• [GIVEN PROBLEM]:
Go over the entries below line by line, copying each one that contains the word "this".

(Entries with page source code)
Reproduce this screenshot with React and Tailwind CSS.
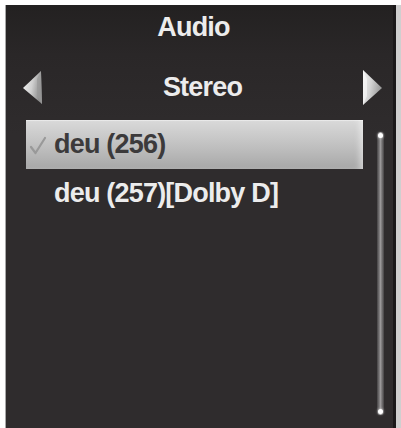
import React from "react";

function LeftArrow() {
  return (
    <svg width="21" height="35" viewBox="0 0 21 35" className="shrink-0">
      <defs>
        <linearGradient id="la" x1="0" y1="0" x2="1" y2="0.3">
          <stop offset="0" stopColor="#f4f4f4" />
          <stop offset="0.55" stopColor="#d0d0d0" />
          <stop offset="1" stopColor="#8e8e8e" />
        </linearGradient>
      </defs>
      <polygon points="1,18 19,1 20,34" fill="url(#la)" />
      <polygon points="19,1 20,34 15,26 15,9" fill="#9a9a9a" opacity="0.7" />
    </svg>
  );
}

function RightArrow() {
  return (
    <svg width="21" height="37" viewBox="0 0 21 37" className="shrink-0">
      <defs>
        <linearGradient id="ra" x1="0" y1="0" x2="1" y2="0.3">
          <stop offset="0" stopColor="#f2f2f2" />
          <stop offset="0.5" stopColor="#d2d2d2" />
          <stop offset="1" stopColor="#9a9a9a" />
        </linearGradient>
      </defs>
      <polygon points="1,1 20,19 1,36" fill="url(#ra)" />
      <polygon points="1,1 5,10 5,27 1,36" fill="#fafafa" opacity="0.6" />
    </svg>
  );
}

export default function App() {
  return (
    <div className="w-[401px] h-[428px] bg-white flex pt-[5px] pl-[5px] overflow-hidden">
      <div className="flex flex-col w-[391px] h-full border-l border-l-[#a8a8a8] border-r-[3px] border-r-[#1b191a] bg-[linear-gradient(to_bottom,#232121_0px,#2a2728_50px,#2f2c2d_130px)] font-['Liberation_Sans',Arial,sans-serif] font-bold tracking-[-0.8px]">
        <div className="h-[45px] shrink-0 flex items-center justify-center pr-[12px] text-[27px] leading-none text-[#ececec]">
          Audio
        </div>
        <div className="h-[65px] shrink-0 mt-[5px] flex items-center pl-[16px] pr-[10px]">
          <LeftArrow />
          <div className="flex-1 text-center text-[27px] leading-none text-[#ececec]">Stereo</div>
          <RightArrow />
        </div>
        <div className="flex flex-1 min-h-0">
          <div className="flex flex-col pl-[20px] w-[357px] shrink-0">
            <div className="h-[49px] flex items-center bg-[linear-gradient(to_bottom,#d9d9d9_0%,#c9c9c9_35%,#bababa_65%,#a7a7a7_100%)] shadow-[inset_-6px_0_6px_-3px_rgba(255,255,255,0.5),inset_0_1px_0_rgba(255,255,255,0.4)]">
              <svg width="28" height="49" viewBox="0 0 28 49" className="shrink-0">
                <path d="M5 27 L9.5 33 L19 18" fill="none" stroke="#999999" strokeWidth="2.2" strokeLinecap="round" strokeLinejoin="round" />
              </svg>
              <span className="text-[27px] leading-none text-[#3c3a3b]">deu (256)</span>
            </div>
            <div className="h-[49px] flex items-center pl-[28px]">
              <span className="text-[27px] leading-none text-[#ececec]">deu (257)[Dolby D]</span>
            </div>
          </div>
          <div className="ml-[14px] pt-[12px] pb-[13px] flex">
            <div className="relative w-[7px] h-full rounded-full bg-[linear-gradient(to_right,#444243,#9a9899_50%,#444243)]">
              <div className="absolute left-[1px] top-[1px] w-[5px] h-[5px] rounded-full bg-white shadow-[0_0_3px_rgba(255,255,255,0.8)]" />
              <div className="absolute left-[1px] bottom-[1px] w-[5px] h-[5px] rounded-full bg-white shadow-[0_0_3px_rgba(255,255,255,0.8)]" />
            </div>
          </div>
        </div>
      </div>
      <div className="flex-1 bg-[#cfcfcf]" />
    </div>
  );
}
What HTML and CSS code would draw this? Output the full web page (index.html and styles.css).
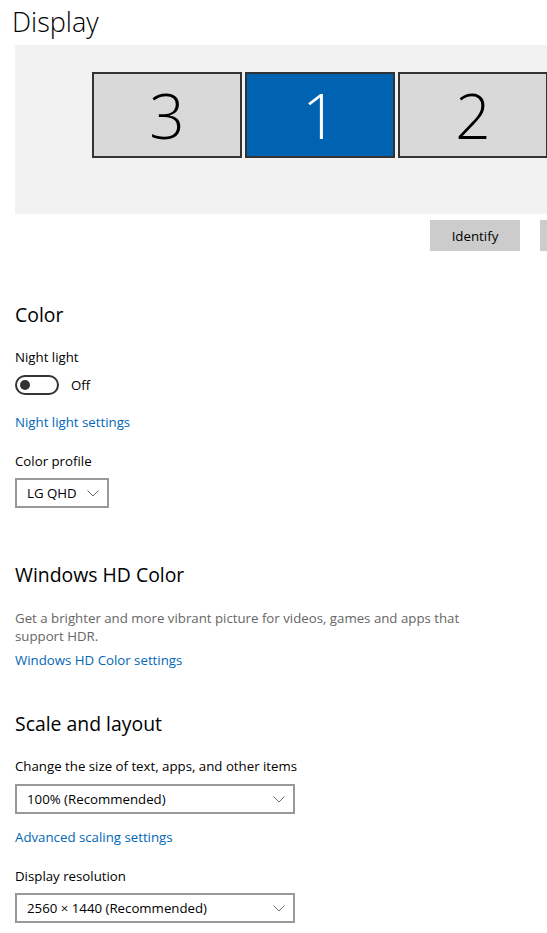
FILE: index.html
```html
<!DOCTYPE html>
<html>
<head>
<meta charset="utf-8">
<link rel="stylesheet" href="styles.css">
</head>
<body>
<div class="page">
  <h1 class="title">Display</h1>
  <div class="arrange">
    <div class="monitors">
      <div class="mon">3</div>
      <div class="mon active">1</div>
      <div class="mon">2</div>
    </div>
  </div>
  <div class="btnrow">
    <div class="btn">Identify</div>
    <div class="btn btn-cut"></div>
  </div>

  <h2 class="heading h-color">Color</h2>
  <div class="label l-night">Night light</div>
  <div class="toggle-row">
    <div class="toggle"><span class="knob"></span></div>
    <span class="toggle-text">Off</span>
  </div>
  <a class="link l-nightset">Night light settings</a>
  <div class="label l-profile">Color profile</div>
  <div class="select small d-profile"><span>LG QHD</span><svg class="chev" width="12" height="7" viewBox="0 0 12 7"><path d="M0.5 0.5 L6 6 L11.5 0.5" fill="none" stroke="#6b6b6b" stroke-width="1"/></svg></div>

  <h2 class="heading h-hd">Windows HD Color</h2>
  <p class="desc">Get a brighter and more vibrant picture for videos, games and apps that support HDR.</p>
  <a class="link l-hdset">Windows HD Color settings</a>

  <h2 class="heading h-scale">Scale and layout</h2>
  <div class="label l-size">Change the size of text, apps, and other items</div>
  <div class="select wide d-scale"><span>100% (Recommended)</span><svg class="chev" width="12" height="7" viewBox="0 0 12 7"><path d="M0.5 0.5 L6 6 L11.5 0.5" fill="none" stroke="#6b6b6b" stroke-width="1"/></svg></div>
  <a class="link l-adv">Advanced scaling settings</a>
  <div class="label l-res">Display resolution</div>
  <div class="select wide d-res"><span>2560 × 1440 (Recommended)</span><svg class="chev" width="12" height="7" viewBox="0 0 12 7"><path d="M0.5 0.5 L6 6 L11.5 0.5" fill="none" stroke="#6b6b6b" stroke-width="1"/></svg></div>
</div>
</body>
</html>
```
FILE: styles.css
```css
html, body {
  margin: 0;
  padding: 0;
  background: #ffffff;
}
body {
  width: 547px;
  height: 933px;
  overflow: hidden;
  font-family: "Open Sans", "Noto Sans", sans-serif;
  color: #000;
}
.page {
  display: flex;
  flex-direction: column;
  align-items: flex-start;
  padding-left: 15px;
}
.title {
  margin: 4px 0 0 -3px;
  font-size: 27px;
  font-weight: 300;
  line-height: 36px;
  height: 36px;
}
.arrange {
  margin-top: 5px;
  width: 532px;
  height: 169px;
  background: #f2f2f2;
  box-sizing: border-box;
  padding: 27px 0 0 77px;
  overflow: hidden;
}
.monitors {
  display: flex;
  gap: 3px;
}
.mon {
  width: 150px;
  height: 86px;
  box-sizing: border-box;
  border: 2px solid #333;
  background: #d9d9d9;
  display: flex;
  align-items: center;
  justify-content: center;
  font-size: 62px;
  font-weight: 300;
  line-height: 1;
  color: #000;
  flex: none;
}
.mon.active {
  background: #0063b1;
  color: #fff;
}
.btnrow {
  margin-top: 6px;
  display: flex;
  gap: 20px;
  padding-left: 415px;
}
.btn {
  width: 90px;
  height: 31px;
  background: #cccccc;
  display: flex;
  align-items: center;
  justify-content: center;
  font-size: 13.3px;
  flex: none;
}
.btn-cut {
  width: 7px;
}
.heading {
  margin: 0;
  font-size: 19.4px;
  font-weight: 400;
  line-height: 26px;
  height: 26px;
}
.label, .link {
  font-size: 13.25px;
  line-height: 20px;
  height: 20px;
  display: block;
}
.link {
  color: #0067b8;
  text-decoration: none;
}
.h-color { margin-top: 51px; }
.l-night { margin-top: 19px; }
.toggle-row {
  margin-top: 8px;
  display: flex;
  align-items: center;
  gap: 12px;
  height: 20px;
}
.toggle {
  width: 44px;
  height: 20px;
  box-sizing: border-box;
  border: 2px solid #333;
  border-radius: 10px;
  display: flex;
  align-items: center;
}
.knob {
  width: 10px;
  height: 10px;
  border-radius: 50%;
  background: #333;
  margin-left: 3px;
}
.toggle-text {
  font-size: 13.25px;
  line-height: 20px;
}
.l-nightset { margin-top: 17px; }
.l-profile { margin-top: 19px; }
.select {
  margin-top: 7px;
  height: 30px;
  box-sizing: border-box;
  border: 2px solid #999;
  display: flex;
  align-items: center;
  justify-content: space-between;
  padding: 0 8px 0 10px;
  font-size: 13.25px;
  line-height: 20px;
}
.select.small { width: 94px; }
.select.wide { width: 280px; }
.chev { flex: none; }
.h-hd { margin-top: 54px; }
.desc {
  margin: 21px 0 0 0;
  width: 460px;
  font-size: 13.25px;
  line-height: 18px;
  color: #666;
}
.l-hdset { margin-top: 5px; }
.h-scale { margin-top: 41px; }
.l-size { margin-top: 19px; }
.d-scale { margin-top: 8px; }
.l-adv { margin-top: 13px; }
.l-res { margin-top: 19px; }
.d-res { margin-top: 7px; }
```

• [WRITTEN SOLUTION]:
Reproduce this screenshot with React and Tailwind CSS.
What HTML and CSS code would draw this? Output the full web page (index.html and styles.css).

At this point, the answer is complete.